Black Sails has navigated its way into a very high-profile position on the other side of the Atlantic. Does that mean that we’re likely to lose Stephens to Hollywood? “I’ll go wherever this takes me,” he says. “I’m so happy doing what I’m doing. I just want to try to do stuff of the same level. But one never knows. I feel incredibly lucky to be in this situation, but I’m not expecting anything. I’ve been in the game too long to think, ‘This is suddenly going to make me a huge star’.”
For the time being, Stephens does not want to look any further than the next series of Black Sails. “We know where Flint ends up, as a totally demented, utterly ruthless pirate. But the journey there is going to be very interesting indeed. I’m so excited about going on that journey. We’re dealing with the Golden Age of Piracy, so we can be sure that the English and the Spanish will do their very best to stomp on him.”
With Stephens at its helm, Black Sails looks set fair to keep swashing its buckle in the most viscerally entertaining manner. It has already established new standards of piratical authenticity. There is just one quibble. The New York Times asked an expert on 18th-century piracy to view each episode of Black Sails four times to check for any possible historical inaccuracies. He could find fault with only one detail: all the pirates boasted a full set of teeth.

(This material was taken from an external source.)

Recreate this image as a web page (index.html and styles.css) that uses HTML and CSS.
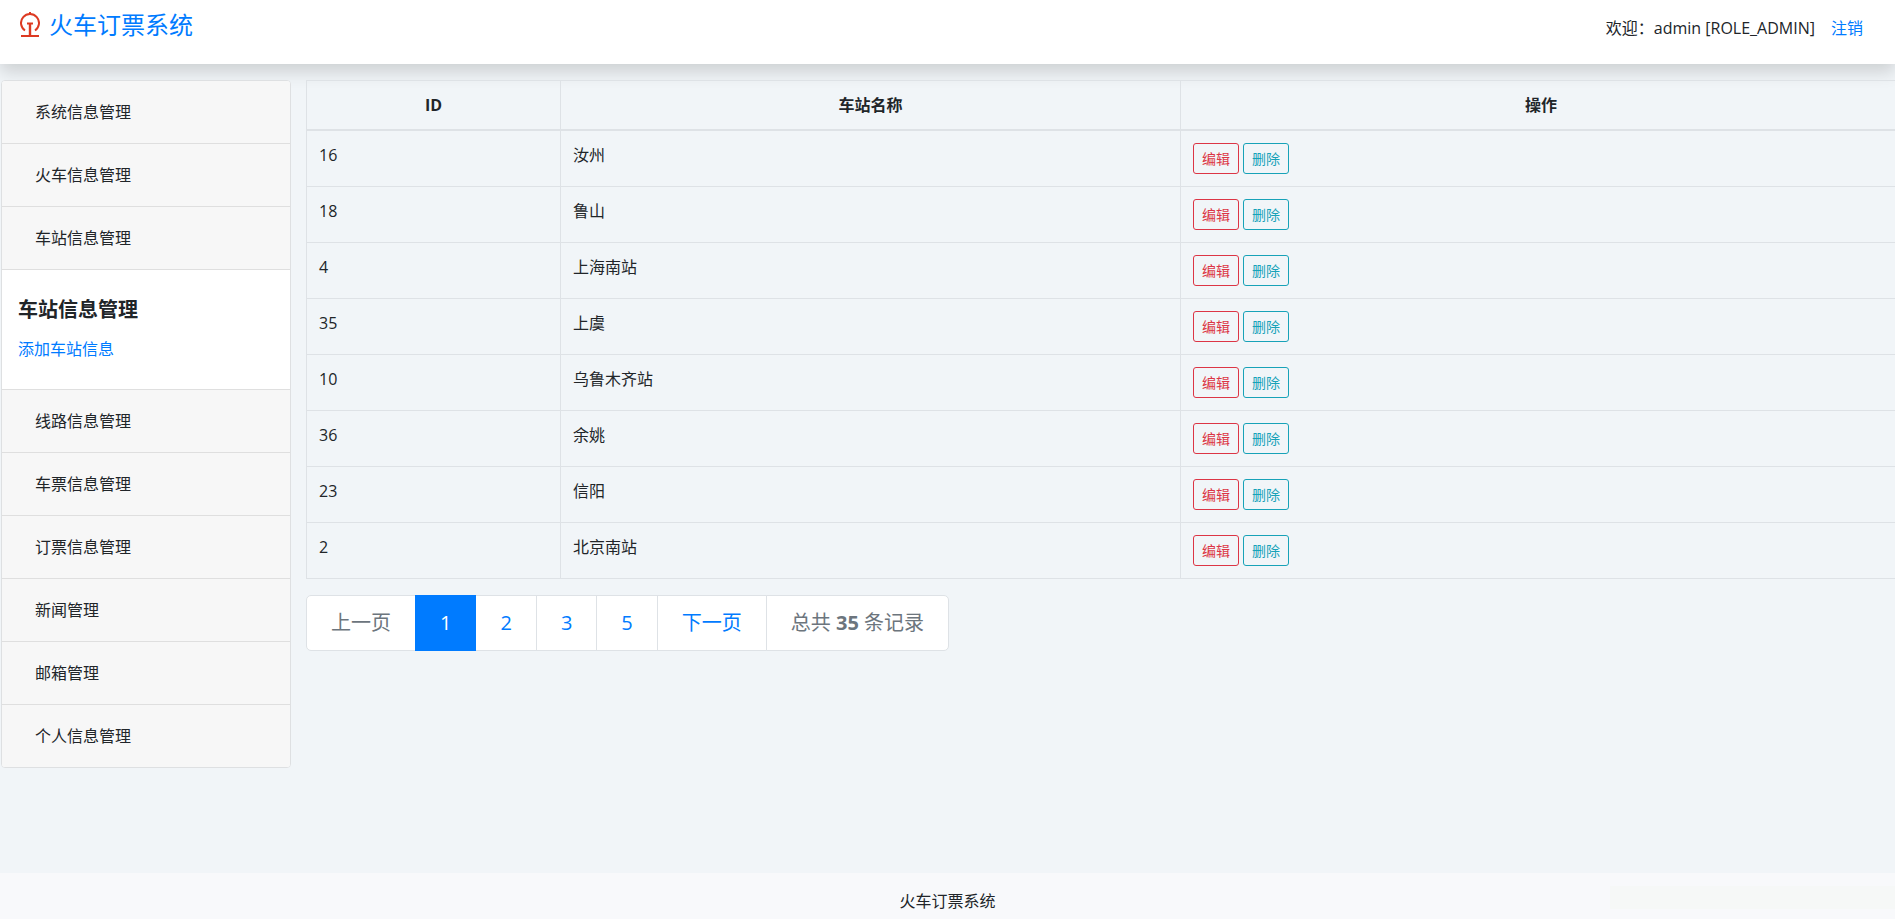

Stephens chuckles into his beard. “We can’t be that authentic, or people wouldn’t watch. They’d say, ‘No, thank you’. Who wants to watch a bunch of people with no teeth? Did we ever consider having them removed on the grounds of absolute historical accuracy? No! I think that would be taking Method acting a bit too far, don’t you?”
And with that, Stephens laughs as heartily as a pirate who’s just unearthed a glittering trove of buried treasure.